I don’t think even my crazy Aunt Ann (a born-again Southern Baptist FILLED WITH GOD’S LOVE) ever mentioned it. And she did go on and on…
Methodists? Hell, that’s a step from Satanism at most.
Too many labels. Too much worry about labeling. I suspect things are a whole lot more complicated and vast than the wildest things our limited brains can conjure.
Thanks, Lou. I have a question. If we’re talking about different groups of Christians, atheists, agnostics and pagans and trying to distinguish between them and understand what they believe, how would you accomplish this other than be defining your terms?
@Samuel Smith
Labels certainly are needed, but my second sentence carries the message. My third sentence is where I think it really all goes.
I thought I was the only one who was coming across athiest/agnostic Christians.
In my own findings, it’s not the doctrine that I find most weird. It’s the fact that there are Christians who are very active in the Church (in my case, the Catholic Church), very vocal, very supportive. Yet, here’s a list of things I’ve been finding out about the beliefs of some very active Catholics:
1. don’t believe Old Testament (OT) is the literal word of God
2. In fact, OT is very likely just a collection of stories.

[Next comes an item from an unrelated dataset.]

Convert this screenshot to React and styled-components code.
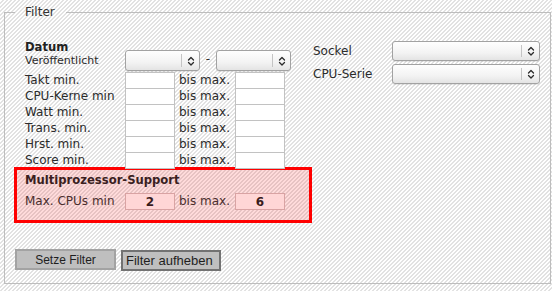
import React from 'react'
import styled, { createGlobalStyle } from 'styled-components'

const GlobalStyle = createGlobalStyle`
  html, body {
    margin: 0;
    padding: 0;
  }
  body {
    width: 552px;
    height: 291px;
    overflow: hidden;
    font-family: "DejaVu Sans", Verdana, sans-serif;
    font-size: 12px;
    color: #2b2b2b;
    background-color: #fff;
    background-image: repeating-linear-gradient(
      135deg,
      #ffffff 0,
      #ffffff 1.6px,
      #e2e2e2 1.6px,
      #e2e2e2 2.83px
    );
  }
`

const Fieldset = styled.fieldset`
  margin: 5px 1px 0 4px;
  padding: 20px 0 12px 9px;
  border: 1px solid #bdbdbd;
  min-width: 0;
`

const Legend = styled.legend`
  margin-left: 1px;
  padding: 0 11px 0 10px;
  line-height: 15px;
  font-size: 12px;
  color: #333;
`

const Top = styled.div`
  display: flex;
  align-items: flex-start;
`

const LeftCol = styled.div`
  width: 298px;
  padding-left: 11px;
  box-sizing: border-box;
`

const DatumRow = styled.div`
  display: flex;
  align-items: flex-start;
  height: 32px;
`

const DatumLabel = styled.div`
  width: 100px;
  flex: none;
`

const Title = styled.div`
  font-weight: bold;
  font-size: 11.6px;
  line-height: 14px;
  color: ${p => p.$tone || '#222'};
`

const Sub = styled.div`
  font-size: 11px;
  line-height: 13px;
`

const Dash = styled.span`
  width: 16px;
  text-align: center;
  margin-top: 12px;
  line-height: 15px;
`

const SelectBox = styled.div`
  position: relative;
  flex: none;
  width: ${p => p.$w}px;
  height: ${p => p.$h}px;
  margin-top: ${p => p.$top || 0}px;
  box-sizing: border-box;
  border: 1px solid #a2a2a2;
  border-radius: 3px;
  background: linear-gradient(#fefefe, #f3f3f3 60%, #e4e4e4);
  box-shadow: 0 1px 0 rgba(0, 0, 0, 0.08);

  select {
    appearance: none;
    width: 100%;
    height: 100%;
    border: none;
    background: transparent;
    font: inherit;
    padding: 0 4px;
    outline: none;
  }
`

const Arrow = styled.span`
  position: absolute;
  top: 3px;
  bottom: 3px;
  right: 0;
  width: 17px;
  border-left: 1px solid #c4c4c4;
  display: flex;
  align-items: center;
  justify-content: center;
  pointer-events: none;
`

const Rows = styled.div`
  display: flex;
  flex-direction: column;
`

const Row = styled.div`
  display: grid;
  grid-template-columns: 100px 50px 60px 50px;
  height: 16px;
  align-items: start;
  line-height: 16px;
  color: ${p => p.$tone || 'inherit'};
`

const Label = styled.span`
  white-space: nowrap;
`

const Bis = styled.span`
  padding-left: 4px;
  white-space: nowrap;
`

const NumInput = styled.input`
  box-sizing: border-box;
  width: 50px;
  height: 17px;
  margin: 0;
  padding: 0 2px;
  border: 1px solid ${p => (p.$hot ? '#d9a3a3' : '#c2c2c2')};
  background: ${p => (p.$hot ? '#ffd6d6' : '#fff')};
  font-family: "DejaVu Sans", sans-serif;
  font-size: 12px;
  font-weight: ${p => (p.$hot ? 'bold' : 'normal')};
  color: #3a1c1c;
  text-align: center;
  outline: none;
`

const RightCol = styled.div`
  margin-left: 1px;
  padding-top: 1px;
  display: flex;
  flex-direction: column;
  gap: 3px;
`

const RightRow = styled.div`
  display: flex;
  align-items: center;
`

const RightLabel = styled.span`
  width: 79px;
`

const MultiBox = styled.div`
  width: 298px;
  box-sizing: border-box;
  margin-top: -1px;
  padding: 3px 0 11px 8px;
  border: 3px solid #ff0000;
  background: rgba(255, 40, 40, 0.17);
  display: flex;
  flex-direction: column;
  gap: 5px;

  ${Title} {
    line-height: 15px;
  }
`

const Buttons = styled.div`
  display: flex;
  align-items: flex-start;
  gap: 5px;
  margin-top: 26px;
  padding-left: 1px;
`

const Button = styled.button`
  box-sizing: border-box;
  width: ${p => p.$w}px;
  height: 21px;
  margin: ${p => p.$down || 0}px 0 0 0;
  padding: 0;
  border: 2px solid ${p => p.$edge};
  background: #bfbfbf;
  font-family: "Liberation Sans", Arial, sans-serif;
  font-size: ${p => p.$size}px;
  color: #1e1e1e;
  text-align: ${p => p.$align || 'center'};
  padding-left: ${p => p.$pl || 0}px;
`

function UpDown() {
  return (
    <svg width="8" height="12" viewBox="0 0 8 12" fill="none">
      <path d="M1.5 5 L4 2.5 L6.5 5" stroke="#2a2a2a" strokeWidth="1.3" strokeLinecap="round" strokeLinejoin="round" />
      <path d="M1.5 7.5 L4 10 L6.5 7.5" stroke="#2a2a2a" strokeWidth="1.3" strokeLinecap="round" strokeLinejoin="round" />
    </svg>
  )
}

function Select({ w, h, top }) {
  return (
    <SelectBox $w={w} $h={h} $top={top}>
      <select defaultValue="">
        <option value=""></option>
      </select>
      <Arrow>
        <UpDown />
      </Arrow>
    </SelectBox>
  )
}

const ranges = ['Takt min.', 'CPU-Kerne min', 'Watt min.', 'Trans. min.', 'Hrst. min.', 'Score min.']

export default function App() {
  return (
    <>
      <GlobalStyle />
      <form onSubmit={e => e.preventDefault()}>
        <Fieldset>
          <Legend>Filter</Legend>
          <Top>
            <LeftCol>
              <DatumRow>
                <DatumLabel>
                  <Title>Datum</Title>
                  <Sub>Veröffentlicht</Sub>
                </DatumLabel>
                <Select w={75} h={21} top={10} />
                <Dash>-</Dash>
                <Select w={75} h={21} top={10} />
              </DatumRow>
              <Rows>
                {ranges.map(r => (
                  <Row key={r}>
                    <Label>{r}</Label>
                    <NumInput />
                    <Bis>bis max.</Bis>
                    <NumInput />
                  </Row>
                ))}
              </Rows>
            </LeftCol>
            <RightCol>
              <RightRow>
                <RightLabel>Sockel</RightLabel>
                <Select w={148} h={20} />
              </RightRow>
              <RightRow>
                <RightLabel>CPU-Serie</RightLabel>
                <Select w={148} h={20} />
              </RightRow>
            </RightCol>
          </Top>
          <MultiBox>
            <Title $tone="#3b1f1f">Multiprozessor-Support</Title>
            <Row $tone="#4a2e2e">
              <Label>Max. CPUs min</Label>
              <NumInput $hot defaultValue="2" />
              <Bis>bis max.</Bis>
              <NumInput $hot defaultValue="6" />
            </Row>
          </MultiBox>
          <Buttons>
            <Button type="submit" $w={101} $size={12} $edge="#a3a3a3">Setze Filter</Button>
            <Button type="button" $w={100} $size={13} $edge="#727272" $down={1} $align="left" $pl={3}>Filter aufheben</Button>
          </Buttons>
        </Fieldset>
      </form>
    </>
  )
}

3. Additionally, the New Testament (NT) is not very reliable as the direct Word of God.
4. Jesus was not a God, probably a very compassionate person
Those four points, when I came to those conclusions, led me to conclude that I was not a Catholic and that I was in fact an Athiest. If I don’t believe that the God depicted in the OT or NT is real, and that the Son of God is actually NOT the Son of God, then there’s no God there. I’ll repeat it again: There’s no God there.
Perhaps if I knew other Christians didn’t believe in Yahweh or Jesus, then I might have remained a Catholic. Thanks for putting this out there.